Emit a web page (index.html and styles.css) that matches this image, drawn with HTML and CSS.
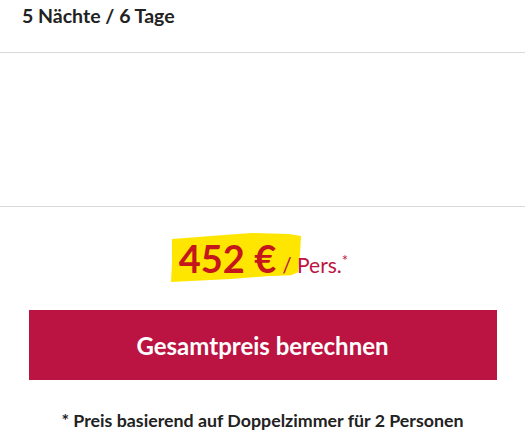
FILE: index.html
```html
<!DOCTYPE html>
<html lang="de">
<head>
<meta charset="utf-8">
<link rel="stylesheet" href="styles.css">
</head>
<body>
<div class="card">
  <div class="head">5 Nächte / 6 Tage</div>
  <div class="empty"></div>
  <div class="price-area">
    <div class="price-line">
      <span class="price">
        <svg class="marker" viewBox="0 0 130 52" preserveAspectRatio="none"><path d="M1 6 L40 3 L80 0 L118 1 L130 3 L129 22 L127 40 L120 43 L95 44 L60 47 L20 49 L0 50 L1 30 Z" fill="#ffe600"/></svg>
        <span class="amount">452 €</span>
      </span>
      <span class="per">/ Pers.<sup>*</sup></span>
    </div>
    <button class="cta">Gesamtpreis berechnen</button>
    <p class="note">* Preis basierend auf Doppelzimmer für 2 Personen</p>
  </div>
</div>
</body>
</html>
```
FILE: styles.css
```css
html, body {
  margin: 0;
  padding: 0;
  background: #fff;
}
body {
  font-family: Lato, "Open Sans", sans-serif;
  color: #222;
}
.card {
  width: 525px;
}
.head {
  height: 53px;
  box-sizing: border-box;
  padding: 3px 0 0 22px;
  font-weight: 700;
  font-size: 19.5px;
  line-height: 26px;
  border-bottom: 1px solid #d9d9d9;
}
.empty {
  height: 153px;
  border-bottom: 1px solid #d9d9d9;
}
.price-area {
  display: flex;
  flex-direction: column;
  align-items: center;
}
.price-line {
  margin-top: 27px;
  display: flex;
  align-items: baseline;
  gap: 6px;
  padding-right: 6px;
}
.price {
  position: relative;
  padding: 0 0 0 8px;
}
.marker {
  position: absolute;
  left: 0;
  top: -1px;
  width: 130px;
  height: 51px;
  z-index: 0;
}
.amount {
  position: relative;
  font-size: 38px;
  font-weight: 700;
  line-height: 48px;
  color: #c4161c;
}
.per {
  font-size: 21px;
  color: #bc1442;
  position: relative;
}
.per sup {
  font-size: 15px;
  vertical-align: 7px;
  line-height: 0;
}
.cta {
  margin-top: 28px;
  width: 468px;
  height: 70px;
  border: 0;
  background: #bc1442;
  color: #fff;
  font-family: inherit;
  font-weight: 700;
  font-size: 24px;
  cursor: pointer;
}
.note {
  margin: 29px 0 0;
  font-weight: 700;
  font-size: 17.8px;
  color: #222;
}
```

Exercise prompt:
Retype the whole listing, keeping every line identical and omitting all pictures.

Response:
Emit a web page (index.html and styles.css) that matches this image, drawn with HTML and CSS.
FILE: index.html
```html
<!DOCTYPE html>
<html lang="de">
<head>
<meta charset="utf-8">
<link rel="stylesheet" href="styles.css">
</head>
<body>
<div class="card">
  <div class="head">5 Nächte / 6 Tage</div>
  <div class="empty"></div>
  <div class="price-area">
    <div class="price-line">
      <span class="price">
        <svg class="marker" viewBox="0 0 130 52" preserveAspectRatio="none"><path d="M1 6 L40 3 L80 0 L118 1 L130 3 L129 22 L127 40 L120 43 L95 44 L60 47 L20 49 L0 50 L1 30 Z" fill="#ffe600"/></svg>
        <span class="amount">452 €</span>
      </span>
      <span class="per">/ Pers.<sup>*</sup></span>
    </div>
    <button class="cta">Gesamtpreis berechnen</button>
    <p class="note">* Preis basierend auf Doppelzimmer für 2 Personen</p>
  </div>
</div>
</body>
</html>
```
FILE: styles.css
```css
html, body {
  margin: 0;
  padding: 0;
  background: #fff;
}
body {
  font-family: Lato, "Open Sans", sans-serif;
  color: #222;
}
.card {
  width: 525px;
}
.head {
  height: 53px;
  box-sizing: border-box;
  padding: 3px 0 0 22px;
  font-weight: 700;
  font-size: 19.5px;
  line-height: 26px;
  border-bottom: 1px solid #d9d9d9;
}
.empty {
  height: 153px;
  border-bottom: 1px solid #d9d9d9;
}
.price-area {
  display: flex;
  flex-direction: column;
  align-items: center;
}
.price-line {
  margin-top: 27px;
  display: flex;
  align-items: baseline;
  gap: 6px;
  padding-right: 6px;
}
.price {
  position: relative;
  padding: 0 0 0 8px;
}
.marker {
  position: absolute;
  left: 0;
  top: -1px;
  width: 130px;
  height: 51px;
  z-index: 0;
}
.amount {
  position: relative;
  font-size: 38px;
  font-weight: 700;
  line-height: 48px;
  color: #c4161c;
}
.per {
  font-size: 21px;
  color: #bc1442;
  position: relative;
}
.per sup {
  font-size: 15px;
  vertical-align: 7px;
  line-height: 0;
}
.cta {
  margin-top: 28px;
  width: 468px;
  height: 70px;
  border: 0;
  background: #bc1442;
  color: #fff;
  font-family: inherit;
  font-weight: 700;
  font-size: 24px;
  cursor: pointer;
}
.note {
  margin: 29px 0 0;
  font-weight: 700;
  font-size: 17.8px;
  color: #222;
}
```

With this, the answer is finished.